Flo just couldn’t have a regular bad habit like picking her nose or maybe even biting her nails. Her bad habit was the most embarrassing and childish thing a girl her age could possibly do. Flo’s bad habit was day dreaming. Not day dreaming about the future nor about her goals. No. Nothing like that. Flo had the habit of lying down, closing her eyes and then drifting away mentally into a far world where her hero, Armando resided. Flo knew this form of escapism was not healthy, yet, she couldn’t stop herself.

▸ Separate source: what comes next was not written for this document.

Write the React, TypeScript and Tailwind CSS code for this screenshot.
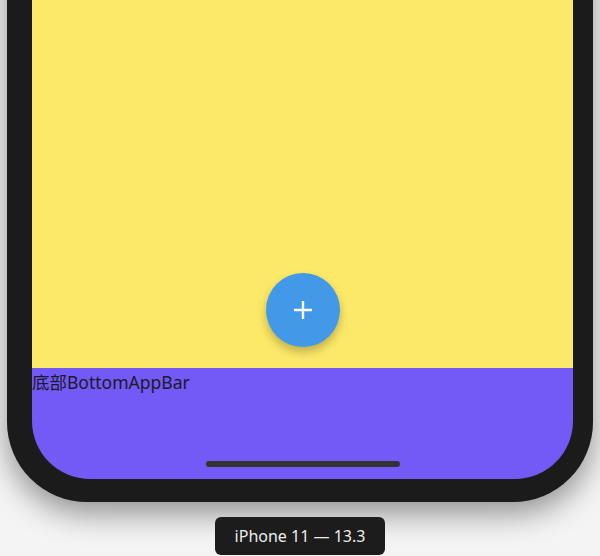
export default function App() {
  return (
    <div className="w-[600px] h-[556px] overflow-hidden bg-[#f4f4f4] flex flex-col items-center font-['Liberation_Sans','Noto_Sans_CJK_SC',sans-serif]">
      {/* Device frame */}
      <div className="mt-[-298px] w-[586px] h-[800px] shrink-0 rounded-b-[80px] bg-[#1b1b1b] pl-[25px] pr-[20px] pb-[23px] flex flex-col shadow-[0_12px_30px_rgba(0,0,0,0.4)]">
        <div className="flex-1 flex flex-col rounded-b-[58px] overflow-hidden">
          {/* Body */}
          <div className="flex-1 bg-[#fde968] flex flex-col items-center justify-end pb-[21px]">
            <button className="w-[74px] h-[74px] rounded-full bg-[#4299e8] flex items-center justify-center shadow-[0_5px_10px_rgba(0,0,0,0.25)]">
              <svg width="22" height="22" viewBox="0 0 22 22" fill="none" stroke="white" strokeWidth="2.4">
                <path d="M11 2v18M2 11h18" />
              </svg>
            </button>
          </div>
          {/* Bottom app bar */}
          <div className="relative h-[111px] bg-[#7359f5]">
            <p className="font-['Noto_Sans','Noto_Sans_CJK_SC',sans-serif] text-[17.5px] leading-[28px] text-[#1a1a2a]">底部BottomAppBar</p>
            <div className="absolute bottom-[12px] left-1/2 -translate-x-1/2 w-[194px] h-[6px] rounded-full bg-[#333333]" />
          </div>
        </div>
      </div>
      {/* Device label */}
      <div className="mt-[15px] h-[38px] px-[20px] flex items-center rounded-[6px] bg-[#1c1c1c] text-[#ececec] text-[16px] font-['Noto_Sans',sans-serif]">
        iPhone 11 — 13.3
      </div>
    </div>
  );
}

She had started this habit from a very young age. Initially, it had just been a way to stop her from being bored. Now that she was older though, this habit had become a great part of her life. Sometimes, she laughed at herself for doing it. It wasn’t even as if she was a fan of telenovelas but Amando kept her sane. When she thought about it, she guessed that creating him was a defence mechanism in times when her acute loneliness really bothered her. For a romantic like her, Armando was the only thing that she felt could help her get through those moments when she thought that love was an elusive concept. Or that even if one found love, it was always tainted with betrayal and deceit.

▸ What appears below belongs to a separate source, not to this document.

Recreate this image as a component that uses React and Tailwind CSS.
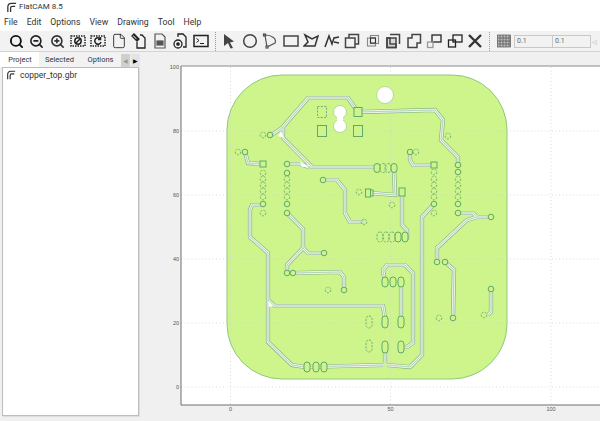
import React from "react";
import { Search, ZoomIn, ZoomOut, File } from "lucide-react";

/* ---------------- Board data (page coordinates) ---------------- */
const traces = [
  "270,136 282,128 308,98 348,98 358,112 435,110 443,120 441,140 458,157 458,165",
  "283,127 283,138 312,167 377,167",
  "394,168 395,195 370,193",
  "245,152 248,163 262,164",
  "263,205 252,205 250,210 250,237 268,253 268,342 292,365 305,367 383,365",
  "387,365 410,367 422,355 422,217 433,205",
  "268,300 275,306 383,306 385,318",
  "287,164 300,164 309,167",
  "323,180 337,180 345,190 345,213 350,222 364,222",
  "287,213 303,229 303,248 287,265 287,273",
  "303,248 308,253 324,253",
  "293,273 340,272 344,277 344,290",
  "402,192 402,225 407,230 407,240",
  "385,282 383,270 387,265 405,265 413,273 413,343 407,347 400,347",
  "401,282 401,322",
  "385,347 385,363",
  "458,213 473,213 477,217 491,217",
  "477,217 467,220 437,248 437,262",
  "445,262 454,270 453,318",
  "491,289 491,312 488,315",
  "410,152 410,160 413,165 433,165",
];

const solidPads = [
  [270, 135], [245, 152], [287, 164], [287, 173], [287, 204], [287, 213], [263, 204],
  [323, 180], [458, 165], [458, 172], [458, 204], [458, 213], [491, 217],
  [434, 204], [410, 152], [287, 273], [293, 273], [324, 253], [344, 290], [437, 262],
  [445, 262], [453, 318], [491, 289],
];

const dashedPads = [
  [263, 135], [238, 152], [263, 173], [263, 179], [263, 185], [263, 191], [263, 197], [263, 213],
  [287, 179], [287, 185], [287, 191], [287, 197], [434, 172], [434, 179], [434, 185], [434, 191],
  [434, 197], [434, 213], [458, 179], [458, 185], [458, 191], [458, 197], [448, 136], [416, 152],
  [364, 222], [359, 192], [392, 205], [328, 290], [439, 318], [484, 315],
];

// x, y, height
const solidOvals = [
  [307, 367, 10], [316, 367, 10], [324, 367, 10], [377, 168, 9], [394, 168, 9],
  [398, 237, 10], [405, 237, 10], [385, 282, 10], [393, 282, 10], [401, 282, 10],
  [385, 322, 12], [401, 322, 12], [385, 347, 12], [401, 347, 12],
];

const dashedOvals = [
  [380, 237, 10], [386, 237, 10], [392, 237, 10], [383, 168, 9], [388, 168, 9],
  [369, 322, 12], [369, 346, 12],
];

const rects = [
  [322, 131, 9, 11], [358, 131, 9, 11], [358, 112, 8, 9], [263, 164, 6, 6], [434, 165, 6, 6],
  [370, 193, 6, 6], [402, 192, 6, 8], [368, 193, 5, 8],
];

const gridX = [230.5, 390.5, 551];
const gridY = [131, 195, 259, 323, 387];

/* ---------------- Plot ---------------- */
function Plot() {
  return (
    <svg viewBox="141 52 459 369" className="h-[369px] w-[459px] shrink-0">
      <rect x="181" y="66" width="419" height="339" fill="#ffffff" />
      <path
        d="M282 75H452A55 55 0 0 1 507 130V324A55 55 0 0 1 452 379H282A55 55 0 0 1 227 324V130A55 55 0 0 1 282 75Z"
        fill="#cdf58c"
        stroke="#90c97c"
        strokeWidth="1"
      />
      <g stroke="#d0d0d0" strokeWidth="0.8" strokeDasharray="1 2.5" fill="none">
        {gridX.map((x) => (
          <path key={x} d={`M${x} 67V405`} />
        ))}
        {gridY.map((y) => (
          <path key={y} d={`M181 ${y}H600`} />
        ))}
      </g>

      {/* mounting holes */}
      <circle cx="385" cy="95" r="8.5" fill="#ffffff" stroke="#9ccf86" strokeWidth="0.7" />
      <circle cx="340" cy="112" r="6.5" fill="#ffffff" stroke="#9ccf86" strokeWidth="0.7" />
      <circle cx="340" cy="126" r="6.5" fill="#ffffff" stroke="#9ccf86" strokeWidth="0.7" />
      <rect x="337" y="117" width="6" height="4" fill="#ffffff" />

      {/* copper isolation */}
      <g fill="none" strokeLinejoin="miter">
        {traces.map((t) => (
          <polyline key={t} points={t} stroke="#7fb085" strokeWidth="4.2" />
        ))}
        {traces.map((t) => (
          <polyline key={t} points={t} stroke="#eef7e6" strokeWidth="2.9" />
        ))}
        {traces.map((t) => (
          <polyline key={t} points={t} stroke="#a4c6a8" strokeWidth="0.8" />
        ))}
      </g>
      <g fill="#ffffff">
        <path d="M281 131L284 138 278 136Z" />
        <path d="M300 161L308 167 302 167Z" />
        <path d="M268 301L273 306 269 307Z" />
      </g>

      <g fill="#cdf58c" stroke="#63a867" strokeWidth="1">
        {rects.map(([x, y, w, h]) => (
          <rect key={`${x}-${y}`} x={x - w / 2} y={y - h / 2} width={w} height={h} />
        ))}
        {solidPads.map(([x, y]) => (
          <circle key={`${x}-${y}`} cx={x} cy={y} r="2.8" />
        ))}
        {solidOvals.map(([x, y, h]) => (
          <rect key={`${x}-${y}`} x={x - 3} y={y - h / 2} width="6" height={h} rx="3" />
        ))}
      </g>
      <g fill="none" stroke="#6fae72" strokeWidth="1" strokeDasharray="2 1.4">
        {dashedPads.map(([x, y]) => (
          <circle key={`${x}-${y}`} cx={x} cy={y} r="2.8" />
        ))}
        {dashedOvals.map(([x, y, h]) => (
          <rect key={`${x}-${y}`} x={x - 3} y={y - h / 2} width="6" height={h} rx="3" />
        ))}
        <rect x="317.5" y="106.5" width="9" height="11" />
      </g>

      {/* axes */}
      <path d="M181 66V405H600" fill="none" stroke="#6e6e6e" strokeWidth="1" />
      <path d="M181 66H600" fill="none" stroke="#8a8a8a" strokeWidth="1" />
      <g fill="#555555" fontSize="5.5" fontFamily="'Liberation Sans', sans-serif">
        {[["100", 67], ["80", 131], ["60", 195], ["40", 259], ["20", 323], ["0", 387]].map(([l, y]) => (
          <text key={l} x="179" y={y + 2} textAnchor="end">{l}</text>
        ))}
        {[["0", 230.5], ["50", 390.5], ["100", 551]].map(([l, x]) => (
          <text key={l} x={x} y="411" textAnchor="middle">{l}</text>
        ))}
      </g>
    </svg>
  );
}

/* ---------------- Toolbar glyphs ---------------- */
const Svg = ({ children, s = 1.5, c = "#222222" }) => (
  <svg viewBox="0 0 16 16" className="h-4 w-4" fill="none" stroke={c} strokeWidth={s}>
    {children}
  </svg>
);

const tools = [
  <Search key="z" size={15} strokeWidth={3} color="#111111" />,
  <ZoomOut key="zo" size={15} strokeWidth={2.6} color="#222222" />,
  <ZoomIn key="zi" size={15} strokeWidth={2.6} color="#333333" />,
  <Svg key="r1">
    <rect x="1" y="3" width="14" height="10" strokeDasharray="1.5 1" />
    <circle cx="8" cy="8" r="3.2" />
    <path d="M6 10l4-4" />
  </Svg>,
  <Svg key="r2">
    <rect x="1" y="3" width="14" height="10" strokeDasharray="1.5 1" />
    <path d="M10.5 6A3.2 3.2 0 1 0 11 9M10.5 4v2.5H8" />
  </Svg>,
  <File key="f" size={16} strokeWidth={1.3} color="#222222" />,
  <Svg key="e" s={1.3}>
    <path d="M6 4V15H14V5L11 2H9M2 1l6 6M1 3l2-2 5 5-2 2Z" />
  </Svg>,
  <Svg key="o" s={1.2} c="#555555">
    <path d="M3 1H10L13 4V15H3Z" />
    <rect x="5" y="8" width="6" height="4" fill="#555555" />
  </Svg>,
  <Svg key="c" s={1.3}>
    <path d="M6 4V1H11L14 4V14H11" />
    <circle cx="6" cy="11" r="4" />
    <circle cx="6" cy="11" r="1.2" fill="#222222" />
  </Svg>,
  <Svg key="t">
    <rect x="1" y="2.5" width="14" height="11" />
    <path d="M3.5 5.5L6 7.5 3.5 9.5M7 10.5H11" strokeWidth="1" />
  </Svg>,
];

const drawTools = [
  <svg key="a" viewBox="0 0 16 16" className="h-4 w-4"><path d="M3 1L13 8.5 9 9.5 12 15 9.5 15.5 7 10 3 13Z" fill="#444444" /></svg>,
  <Svg key="ci" c="#444444"><circle cx="8" cy="8" r="6.3" /></Svg>,
  <Svg key="ar" s={1.2} c="#555555">
    <path d="M3 2C10 2 15 6 13 10L5 14Z" />
    <rect x="1.5" y="1" width="2" height="2" fill="#ffffff" />
    <rect x="4" y="13" width="2" height="2" fill="#ffffff" />
  </Svg>,
  <Svg key="re" c="#444444"><rect x="1" y="3" width="14" height="10" /></Svg>,
  <Svg key="po" c="#333333"><path d="M2 2L9 6 15 3 12 13H1L5 9Z" /></Svg>,
  <Svg key="pa" c="#333333"><path d="M1 14L5 3 8 11 10 5 15 4M10 9L15 10" /></Svg>,
  <Svg key="u" c="#444444"><path d="M5 5V1.5H14.5V11H11M1.5 5H11V14.5H1.5Z" /></Svg>,
  <Svg key="i" s={1.1} c="#888888"><rect x="2.5" y="5" width="8" height="8" /><rect x="5.5" y="2.5" width="8" height="8" /><rect x="5.5" y="5" width="5" height="5" stroke="#333333" /></Svg>,
  <Svg key="s" c="#444444"><rect x="2" y="5" width="9" height="9.5" fill="#d8d8d8" /><path d="M2 5H5V11H11V14.5H2ZM5 1.5H14.5V11" /></Svg>,
  <Svg key="s2" c="#444444"><path d="M2 5H6V1.5H14.5V10H11V14.5H2Z" /></Svg>,
  <Svg key="co" s={1.3}><rect x="6" y="2" width="9" height="7" /><rect x="1.5" y="9" width="5.5" height="5.5" stroke="#999999" /></Svg>,
  <Svg key="co2" s={1.3}><rect x="6" y="2" width="9" height="7" /><rect x="1.5" y="7" width="7" height="7" /></Svg>,
  <Svg key="x" s={2.4} c="#333333"><path d="M2 2L14 14M14 2L2 14" /></Svg>,
];

const Logo = ({ className }) => (
  <svg viewBox="0 0 12 12" className={className} fill="none" stroke="#333333" strokeWidth="1.4">
    <path d="M2 11V5.5C2 3 3.5 1.5 6 1.5H11M5 11V6.5C5 5.3 5.6 4.7 7 4.7H10" />
  </svg>
);

const ToolBtn = ({ children }) => (
  <div className="flex h-full w-[20.5px] shrink-0 items-center justify-center">{children}</div>
);

const Sep = () => <div className="mx-[3.5px] h-[19px] w-px shrink-0 border-l border-dotted border-[#999999]" />;

export default function App() {
  return (
    <div
      className="flex h-[421px] w-[600px] flex-col overflow-hidden bg-[#f0f0f0] text-[#333333]"
      style={{ fontFamily: "Roboto, 'Noto Sans', sans-serif" }}
    >
      {/* ---------- Title ---------- */}
      <div className="flex h-[14px] items-center gap-[2px] bg-white pl-[6px] text-[8px]">
        <Logo className="h-[11px] w-[11px]" />
        <span>FlatCAM 8.5</span>
      </div>

      {/* ---------- Menu ---------- */}
      <div className="flex h-[17px] items-center gap-[9px] bg-white pl-[4px] text-[8.7px]">
        {["File", "Edit", "Options", "View", "Drawing", "Tool", "Help"].map((m) => (
          <span key={m}>{m}</span>
        ))}
      </div>

      {/* ---------- Toolbar ---------- */}
      <div className="flex h-[21px] items-center border-b border-[#d4d4d4] bg-[#f2f2f2] pl-[6px]">
        {tools.map((t, i) => (
          <ToolBtn key={i}>{t}</ToolBtn>
        ))}
        <Sep />
        {drawTools.map((t, i) => (
          <ToolBtn key={i}>{t}</ToolBtn>
        ))}
        <Sep />
        <ToolBtn>
          <Svg s={0.7} c="#555555">
            <rect x="1.5" y="2" width="13" height="12" fill="#bbbbbb" />
            <path d="M4 2V14M7 2V14M10 2V14M13 2V14M1.5 5H14.5M1.5 8H14.5M1.5 11H14.5" />
          </Svg>
        </ToolBtn>
        <div className="flex h-[13px] w-[39px] shrink-0 items-center border border-[#c8c8c8] pl-[2px] text-[7px] text-[#666666]">0.1</div>
        <div className="flex h-[13px] w-[38px] shrink-0 items-center border border-l-0 border-[#c8c8c8] pl-[2px] text-[7px] text-[#666666]">0.1</div>
        <span className="ml-[1px] text-[6px] text-[#aaaaaa]">◁</span>
      </div>

      {/* ---------- Body ---------- */}
      <div className="flex flex-1">
        <div className="flex w-[141px] shrink-0 flex-col">
          <div className="flex h-[15px] items-end text-[7.5px]">
            <div className="flex h-[15px] w-[39px] items-center justify-center bg-white pl-[1px]">Project</div>
            <div className="flex h-[14px] w-[41px] items-center justify-center bg-[#f2f2f2]">Selected</div>
            <div className="flex h-[14px] w-[41px] items-center justify-center bg-[#f2f2f2]">Options</div>
            <div className="flex h-[13px] w-[9px] items-center justify-center bg-[#cfcfcf] text-[6px] text-[#999999]">◀</div>
            <div className="ml-px flex h-[13px] w-[9px] items-center justify-center bg-[#e4e4e4] text-[6px] text-black">▶</div>
          </div>
          <div className="ml-[2px] h-[349px] w-[137px] border border-[#bdbdbd] bg-white pl-[3px] pt-[1px] shadow-[1px_1px_0_#dddddd]">
            <div className="flex items-center gap-[4px] text-[8.5px]">
              <Logo className="h-[10px] w-[10px]" />
              <span>copper_top.gbr</span>
            </div>
          </div>
        </div>
        <Plot />
      </div>
    </div>
  );
}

In Flo’s mind-world, Armando is the heir to the Suarez family treasure. After attempting to get married many times, he realizes that all the women who claims to love him only love his money. Hiding the family will, Armando travels to a small village where he disguises himself as a shepherd. Rosa la Flor (this is Flo) a poor country girl comes to him in search of work and Armando is immediately stuck by her beauty. Flo would recount the stories in her head and laugh at herself “Flo, your case is pathetic.” She would say out loud to herself during these mental escapades but the story always continued. Armando sees his future in her eyes and decides that he must marry her.

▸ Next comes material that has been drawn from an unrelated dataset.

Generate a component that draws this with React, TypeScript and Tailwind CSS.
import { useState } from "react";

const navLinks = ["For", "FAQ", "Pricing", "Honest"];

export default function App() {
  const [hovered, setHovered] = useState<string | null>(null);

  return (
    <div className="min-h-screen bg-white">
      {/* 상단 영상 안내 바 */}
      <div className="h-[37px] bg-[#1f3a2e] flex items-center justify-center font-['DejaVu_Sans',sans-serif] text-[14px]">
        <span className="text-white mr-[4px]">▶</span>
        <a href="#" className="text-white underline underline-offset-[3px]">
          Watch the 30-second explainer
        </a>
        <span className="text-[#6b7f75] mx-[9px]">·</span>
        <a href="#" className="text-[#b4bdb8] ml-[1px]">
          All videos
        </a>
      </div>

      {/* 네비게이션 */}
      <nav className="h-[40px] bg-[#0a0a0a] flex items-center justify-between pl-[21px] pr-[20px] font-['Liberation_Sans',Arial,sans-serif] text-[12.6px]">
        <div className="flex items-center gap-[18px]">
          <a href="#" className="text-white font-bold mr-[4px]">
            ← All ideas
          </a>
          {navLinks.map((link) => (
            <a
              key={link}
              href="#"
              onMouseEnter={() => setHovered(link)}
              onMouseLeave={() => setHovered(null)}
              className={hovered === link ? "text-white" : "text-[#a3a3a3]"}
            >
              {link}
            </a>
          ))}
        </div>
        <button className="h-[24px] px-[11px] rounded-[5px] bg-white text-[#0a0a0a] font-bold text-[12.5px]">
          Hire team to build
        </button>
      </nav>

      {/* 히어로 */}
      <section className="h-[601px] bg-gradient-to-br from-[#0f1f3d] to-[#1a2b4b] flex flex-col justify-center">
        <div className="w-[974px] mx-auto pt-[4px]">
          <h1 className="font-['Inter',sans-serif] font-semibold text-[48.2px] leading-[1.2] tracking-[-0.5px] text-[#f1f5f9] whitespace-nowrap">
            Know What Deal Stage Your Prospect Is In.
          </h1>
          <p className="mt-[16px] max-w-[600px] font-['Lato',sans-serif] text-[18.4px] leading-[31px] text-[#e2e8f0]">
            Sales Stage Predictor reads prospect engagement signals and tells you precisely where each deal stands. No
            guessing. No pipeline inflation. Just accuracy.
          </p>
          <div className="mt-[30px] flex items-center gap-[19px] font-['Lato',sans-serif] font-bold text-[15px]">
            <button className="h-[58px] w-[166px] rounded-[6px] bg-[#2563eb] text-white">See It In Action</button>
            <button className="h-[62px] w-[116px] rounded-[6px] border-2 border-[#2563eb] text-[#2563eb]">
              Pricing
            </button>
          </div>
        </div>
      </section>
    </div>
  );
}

Armando was handsome. He was tall, tan with eyes as dark as the loneliest, darkest night. His equally dark hair fell to his face usually shielding those sad yet beautiful eyes especially when he worked. His chest was a wall, but his hands were tender and soft. And the weirdest thing was that Flo actually loved Armando, or rather, the concept of him. Whenever she was sad, she would see herself lying on Armando’s laps. His soft hand brushing through her imaginary flowing hair.”Rosa la Flor, mi amor, why do you harbour such sadness in your soul. I am here for you. Speak to me.” Armando would say in a thick spanish accent. She would tell him all she felt, off-load it all to the imaginary man who would always reply. “If sorrow fell like rain, I would catch every last drop so that it might not touch you. I am the sun, you are the flower, I exist to make your colours shine. My love, don’t worry. I am here for you.”
She knew no man on earth spoke that way. She knew that there was no super rain catching love-power. Love did not automatically make all the problems disappear. Flo was aware that there were so many interferences in real life relationships yet, Armando was ingrained in her consciousness. She simply could not (did not want to) do away with him. She wondered if she might need therapy for this, or if other people faced the same problem. Probably, with therapy, she would stop such a childish habit. But deep in her heart, she didn’t want Armando to leave her. He was the only person whom she was certain that he wouldn’t break her heart. “Armando.” She thought to herself. “It would be normal to let you disappear from my consciousness so as to focus on what is real. But what is real? Flesh and blood that walked on this earth have been long forgotten. Stories, wars, people, treasures have been corroded from memory. The fact that I cannot see you does not mean you are not real to me. It doesn’t mean that I cannot tell you what I dare not tell a living soul. It does not mean that I cannot love you. I know it sounds crazy but being crazy beats being bitter. A person like me who cannot fathom the reality of ‘love’ in such a cruel world, if the imaginary will help me to keep believing in the infallible kind of love, then I’d rather be crazy.’ Flower groaned, the rational part of her spoke to her hearing. “Miss Korola ‘Flower’ Jiya, you really need help.”